# Dataset excerpts
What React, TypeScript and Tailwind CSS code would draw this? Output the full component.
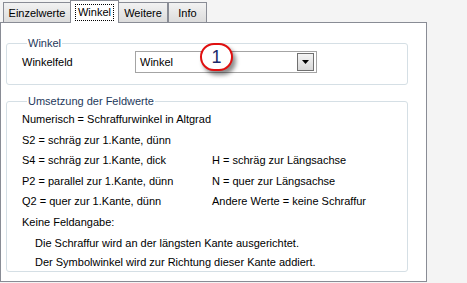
import React from 'react';

const tabs = [
  { id: 'einzel', label: 'Einzelwerte', width: 'w-[68px]' },
  { id: 'winkel', label: 'Winkel', width: 'w-[49px]', active: true },
  { id: 'weitere', label: 'Weitere', width: 'w-[50px]' },
  { id: 'info', label: 'Info', width: 'w-[39px]' },
];

const rows = [
  { left: 'S4 = schräg zur 1.Kante, dick', right: 'H = schräg zur Längsachse' },
  { left: 'P2 = parallel zur 1.Kante, dünn', right: 'N = quer zur Längsachse' },
  { left: 'Q2 = quer zur 1.Kante, dünn', right: 'Andere Werte = keine Schraffur' },
];

function Tab({ label, width, active }: { label: string; width: string; active?: boolean }) {
  if (active) {
    return (
      <div
        className={`${width} h-[23px] -mb-px -mx-[1px] z-10 relative bg-white border border-b-0 border-[#898c95] flex items-center justify-center`}
      >
        <span className="border border-dotted border-black px-[2px] leading-[15px] mt-[1px]">{label}</span>
      </div>
    );
  }
  return (
    <div
      className={`${width} h-[20px] bg-gradient-to-b from-[#f2f2f2] to-[#dcdcdc] border border-b-0 border-[#898c95] flex items-center justify-center pt-[1px]`}
    >
      {label}
    </div>
  );
}

export default function App() {
  return (
    <div
      className="w-[467px] h-[283px] bg-[#f4f4f4] text-[11px] text-black overflow-hidden"
      style={{ fontFamily: '"Liberation Sans", Arial, sans-serif' }}
    >
      <div className="flex items-end h-[22px] pl-[3px]">
        {tabs.map((t) => (
          <Tab key={t.id} label={t.label} width={t.width} active={t.active} />
        ))}
      </div>

      <div className="w-[427px] h-[260px] bg-white border border-[#898c95] px-[5px] pt-[13px]">
        <fieldset className="w-[402px] h-[49px] border border-[#d5dfe5] rounded-[3px] pl-[15px] pr-2">
          <legend className="px-[1px] ml-[5px] text-[#1e395b] leading-[14px]">Winkel</legend>
          <div className="flex items-center mt-[1px]">
            <span className="w-[113px]">Winkelfeld</span>
            <div className="relative w-[182px] h-[22px] border border-[#a4a4a4] bg-white flex items-center pl-[4px]">
              <span>Winkel</span>
              <div className="ml-auto mr-[2px] w-[17px] h-[18px] border border-[#707070] bg-gradient-to-b from-[#f4f4f4] to-[#d8d8d8] flex items-center justify-center">
                <svg width="7" height="4" viewBox="0 0 7 4">
                  <path d="M0 0h7L3.5 4z" fill="#000" />
                </svg>
              </div>
              <div className="absolute left-[64px] top-[-9px] w-[33px] h-[28px] rounded-full border-2 border-[#e01010] bg-white shadow-[3px_4px_4px_rgba(0,0,0,0.45)] flex items-center justify-center text-[18px] text-[#1a2a6a]">
                1
              </div>
            </div>
          </div>
        </fieldset>

        <fieldset className="w-[402px] h-[178px] mt-[9px] border border-[#d5dfe5] rounded-[3px] pl-[15px] pr-2">
          <legend className="px-[1px] ml-[5px] text-[#1e395b] leading-[14px]">Umsetzung der Feldwerte</legend>
          <div className="flex flex-col leading-[20.6px] mt-[1px]">
            <div>Numerisch = Schraffurwinkel in Altgrad</div>
            <div>S2 = schräg zur 1.Kante, dünn</div>
            {rows.map((r) => (
              <div key={r.left} className="flex">
                <span className="w-[190px]">{r.left}</span>
                <span>{r.right}</span>
              </div>
            ))}
            <div>Keine Feldangabe:</div>
            <div className="pl-[13px] leading-[20px]">Die Schraffur wird an der längsten Kante ausgerichtet.</div>
            <div className="pl-[13px] leading-[19px]">Der Symbolwinkel wird zur Richtung dieser Kante addiert.</div>
          </div>
        </fieldset>
      </div>
    </div>
  );
}
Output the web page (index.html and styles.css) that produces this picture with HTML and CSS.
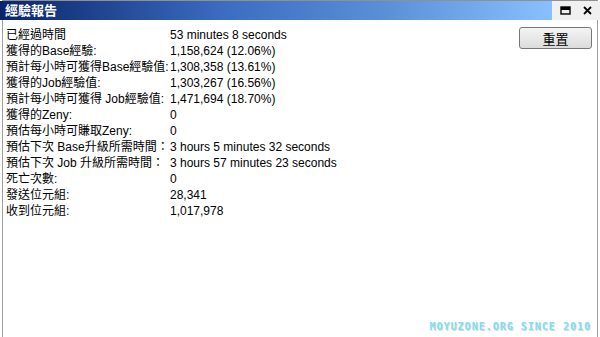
FILE: index.html
```html
<!DOCTYPE html>
<html lang="zh-Hant">

<head>
    <meta charset="UTF-8">
    <title>經驗報告</title>
    <link rel="stylesheet" href="styles.css">
</head>

<body>
    <div class="window">
        <div class="titlebar">
            <div class="title">經驗報告</div>
            <div class="controls">
                <svg width="11" height="11" viewBox="0 0 11 11">
                    <rect x="1" y="2" width="9" height="7" fill="none" stroke="#000" stroke-width="1.4"/>
                    <rect x="1" y="2" width="9" height="3" fill="#000"/>
                </svg>
                <svg width="11" height="11" viewBox="0 0 11 11">
                    <path d="M2 2 L9 9 M9 2 L2 9" stroke="#000" stroke-width="1.8"/>
                </svg>
            </div>
        </div>

        <div class="content">
            <div class="stats">
                <span>已經過時間</span><span>53 minutes 8 seconds</span>
                <span>獲得的Base經驗:</span><span>1,158,624 (12.06%)</span>
                <span>預計每小時可獲得Base經驗值:</span><span>1,308,358 (13.61%)</span>
                <span>獲得的Job經驗值:</span><span>1,303,267 (16.56%)</span>
                <span>預計每小時可獲得 Job經驗值:</span><span>1,471,694 (18.70%)</span>
                <span>獲得的Zeny:</span><span>0</span>
                <span>預估每小時可賺取Zeny:</span><span>0</span>
                <span>預估下次 Base升級所需時間：</span><span>3 hours 5 minutes 32 seconds</span>
                <span>預估下次 Job 升級所需時間：</span><span>3 hours 57 minutes 23 seconds</span>
                <span>死亡次數:</span><span>0</span>
                <span>發送位元組:</span><span>28,341</span>
                <span>收到位元組:</span><span>1,017,978</span>
            </div>
            <button class="reset">重置</button>
        </div>

        <div class="watermark">MOYUZONE.ORG SINCE 2010</div>
    </div>
</body>

</html>
```

FILE: styles.css
```css
body {
    margin: 0;
    font-family: 'Liberation Sans', 'Noto Sans CJK TC', sans-serif;
    font-size: 12px;
    background: #fff;
}

.window {
    height: 337px;
    border-top: 1px solid #909090;
    border-left: 1px solid #a0a0a0;
    border-right: 1px solid #a0a0a0;
    margin: 0 2px;
    box-sizing: border-box;
    display: flex;
    flex-direction: column;
    position: relative;
}

.titlebar {
    height: 19px;
    display: flex;
    align-items: stretch;
    margin: 0 -3px;
}

.title {
    flex: 1;
    background: linear-gradient(to right, #0a246a, #3a6cc0 40%, #5a90d8 70%, #88c0ff);
    color: #fff;
    font-weight: bold;
    font-size: 13px;
    padding-left: 5px;
    line-height: 19px;
}

.controls {
    width: 44px;
    background: #f0f0f0;
    display: flex;
    align-items: center;
    justify-content: space-around;
    padding: 0 2px;
}

.content {
    display: flex;
    justify-content: space-between;
    padding: 7px 5px 0 3px;
}

.stats {
    display: grid;
    grid-template-columns: 164px auto;
    line-height: 16px;
    color: #000;
}

.reset {
    width: 73px;
    height: 22px;
    margin-top: 0;
    font-family: 'Noto Sans CJK TC', sans-serif;
    font-size: 13px;
    background: linear-gradient(#f4f4f4, #dcdcdc);
    border: 1px solid #777;
    border-radius: 3px;
    padding: 0;
}

.watermark {
    position: absolute;
    right: 6px;
    bottom: 5px;
    font-family: 'DejaVu Sans Mono', monospace;
    font-weight: bold;
    font-size: 10px;
    letter-spacing: 1px;
    color: #7fe0f4;
    text-shadow: 1px 1px 0 #d8d8d8;
}
```
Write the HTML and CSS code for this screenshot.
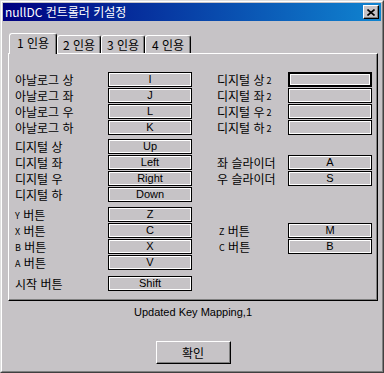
FILE: index.html
```html
<!DOCTYPE html>
<html lang="ko">
<head>
    <meta charset="UTF-8">
    <title>nullDC 컨트롤러 키설정</title>
    <link rel="stylesheet" href="styles.css">
</head>
<body>

    <div class="window">
        <div class="frame">
            <!-- Title bar -->
            <div class="titlebar">
                <span class="title">nullDC 컨트롤러 키설정</span>
                <button class="close">
                    <svg width="8" height="7" viewBox="0 0 8 7">
                        <path d="M0.5 0.5 L7.5 6.5 M7.5 0.5 L0.5 6.5" stroke="#000" stroke-width="1.6" fill="none"/>
                    </svg>
                </button>
            </div>

            <div class="client">
                <!-- Player tabs -->
                <div class="tabs">
                    <div class="tab active">1 인용</div>
                    <div class="tab">2 인용</div>
                    <div class="tab">3 인용</div>
                    <div class="tab wide">4 인용</div>
                </div>

                <div class="panel">
                    <!-- Analog stick -->
                    <div class="group">
                        <span class="lbl">아날로그 상</span><span class="key">I</span>
                        <span class="rlbl">디지털 상<small>2</small></span><span class="key focus"></span>
                        <span class="lbl">아날로그 좌</span><span class="key">J</span>
                        <span class="rlbl">디지털 좌<small>2</small></span><span class="key"></span>
                        <span class="lbl">아날로그 우</span><span class="key">L</span>
                        <span class="rlbl">디지털 우<small>2</small></span><span class="key"></span>
                        <span class="lbl">아날로그 하</span><span class="key">K</span>
                        <span class="rlbl">디지털 하<small>2</small></span><span class="key"></span>
                    </div>

                    <!-- D-pad and sliders -->
                    <div class="group g2">
                        <span class="lbl">디지털 상</span><span class="key">Up</span>
                        <span class="lbl">디지털 좌</span><span class="key">Left</span>
                        <span class="rlbl">좌 슬라이더</span><span class="key">A</span>
                        <span class="lbl">디지털 우</span><span class="key">Right</span>
                        <span class="rlbl">우 슬라이더</span><span class="key">S</span>
                        <span class="lbl">디지털 하</span><span class="key">Down</span>
                    </div>

                    <!-- Face buttons -->
                    <div class="group g3">
                        <span class="lbl"><small>Y</small> 버튼</span><span class="key">Z</span>
                        <span class="lbl"><small>X</small> 버튼</span><span class="key">C</span>
                        <span class="rlbl"><small>Z</small> 버튼</span><span class="key">M</span>
                        <span class="lbl"><small>B</small> 버튼</span><span class="key">X</span>
                        <span class="rlbl"><small>C</small> 버튼</span><span class="key">B</span>
                        <span class="lbl"><small>A</small> 버튼</span><span class="key">V</span>
                    </div>

                    <div class="group g4">
                        <span class="lbl">시작 버튼</span><span class="key">Shift</span>
                    </div>
                </div>

                <p class="status">Updated Key Mapping,1</p>

                <div class="actions">
                    <button class="ok">확인</button>
                </div>
            </div>
        </div>
    </div>

</body>
</html>
```

FILE: styles.css
```css
/* General styles */
body {
    margin: 0;
    background: #c6c3c6;
    font-family: "Noto Sans CJK KR", sans-serif;
    font-size: 12px;
    color: #000;
}

/* Window frame */
.window {
    width: 384px;
    height: 373px;
    box-sizing: border-box;
    border: 1px solid;
    border-color: #dfdfdf #404040 #404040 #dfdfdf;
    background: #c6c3c6;
}

.frame {
    height: 100%;
    box-sizing: border-box;
    border: 1px solid;
    border-color: #fff #808080 #808080 #fff;
    padding: 1px;
}

.titlebar {
    height: 18px;
    display: flex;
    align-items: center;
    justify-content: space-between;
    padding: 0 2px;
    background: linear-gradient(to right, #000080, #1084d0);
    color: #fff;
}

.title {
    line-height: 18px;
    white-space: nowrap;
}

.close {
    width: 16px;
    height: 14px;
    padding: 0;
    display: flex;
    align-items: center;
    justify-content: center;
    background: #c6c3c6;
    border: 1px solid;
    border-color: #fff #000 #000 #fff;
    box-shadow: inset -1px -1px #808080;
}

/* Client area */
.client {
    padding: 12px 3px 0 5px;
}

.tabs {
    display: flex;
    align-items: flex-end;
    height: 20px;
    padding-left: 1px;
    position: relative;
    z-index: 1;
}

.tab {
    width: 44px;
    height: 18px;
    box-sizing: border-box;
    border-top: 1px solid #fff;
    border-left: 1px solid #fff;
    border-right: 1px solid #000;
    box-shadow: inset -1px 0 #808080;
    border-radius: 3px 3px 0 0;
    background: #c6c3c6;
    text-align: center;
    line-height: 17px;
    white-space: nowrap;
}

.tab.wide {
    width: 46px;
}

.tab.active {
    width: 48px;
    height: 21px;
    margin-bottom: -1px;
    line-height: 17px;
}

.panel {
    border: 1px solid;
    border-color: #fff #000 #000 #fff;
    box-shadow: inset -1px -1px #808080;
    padding: 18px 0 9px 6px;
}

/* Key rows */
.group {
    display: grid;
    grid-template-columns: 93px 84px 25px 71px 84px;
    grid-auto-rows: 15px;
    row-gap: 1px;
}

.g2 {
    margin-top: 4px;
}

.g3 {
    margin-top: 5px;
}

.g4 {
    margin-top: 6px;
}

.lbl,
.rlbl {
    line-height: 15px;
    white-space: nowrap;
}

.lbl {
    grid-column: 1;
}

.rlbl {
    grid-column: 4;
}

.lbl small,
.rlbl small {
    font-size: 9px;
    vertical-align: 1px;
}

.rlbl small:last-child {
    margin-left: 2px;
}

.key {
    border: 1px solid #000;
    box-shadow: inset 0 0 0 1px #fff;
    text-align: center;
    font-family: "Liberation Sans", sans-serif;
    font-size: 11px;
    line-height: 13px;
}

.key.focus {
    box-shadow: inset 0 0 0 1px #000, inset 0 0 0 2px #fff;
}

/* Footer */
.status {
    margin: 4px 0 0;
    text-align: center;
    font-family: "Liberation Sans", sans-serif;
    font-size: 11px;
    line-height: 14px;
}

.actions {
    margin-top: 22px;
    text-align: center;
}

.ok {
    width: 75px;
    height: 23px;
    padding: 0;
    background: #c6c3c6;
    border: 1px solid;
    border-color: #fff #000 #000 #fff;
    box-shadow: inset -1px -1px #808080;
    font-family: "Noto Sans CJK KR", sans-serif;
    font-size: 12px;
    color: #000;
}
```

# Directive
Which lines contain "full"? Show each of them.

# Output
What React, TypeScript and Tailwind CSS code would draw this? Output the full component.
              <div className="absolute left-[64px] top-[-9px] w-[33px] h-[28px] rounded-full border-2 border-[#e01010] bg-white shadow-[3px_4px_4px_rgba(0,0,0,0.45)] flex items-center justify-center text-[18px] text-[#1a2a6a]">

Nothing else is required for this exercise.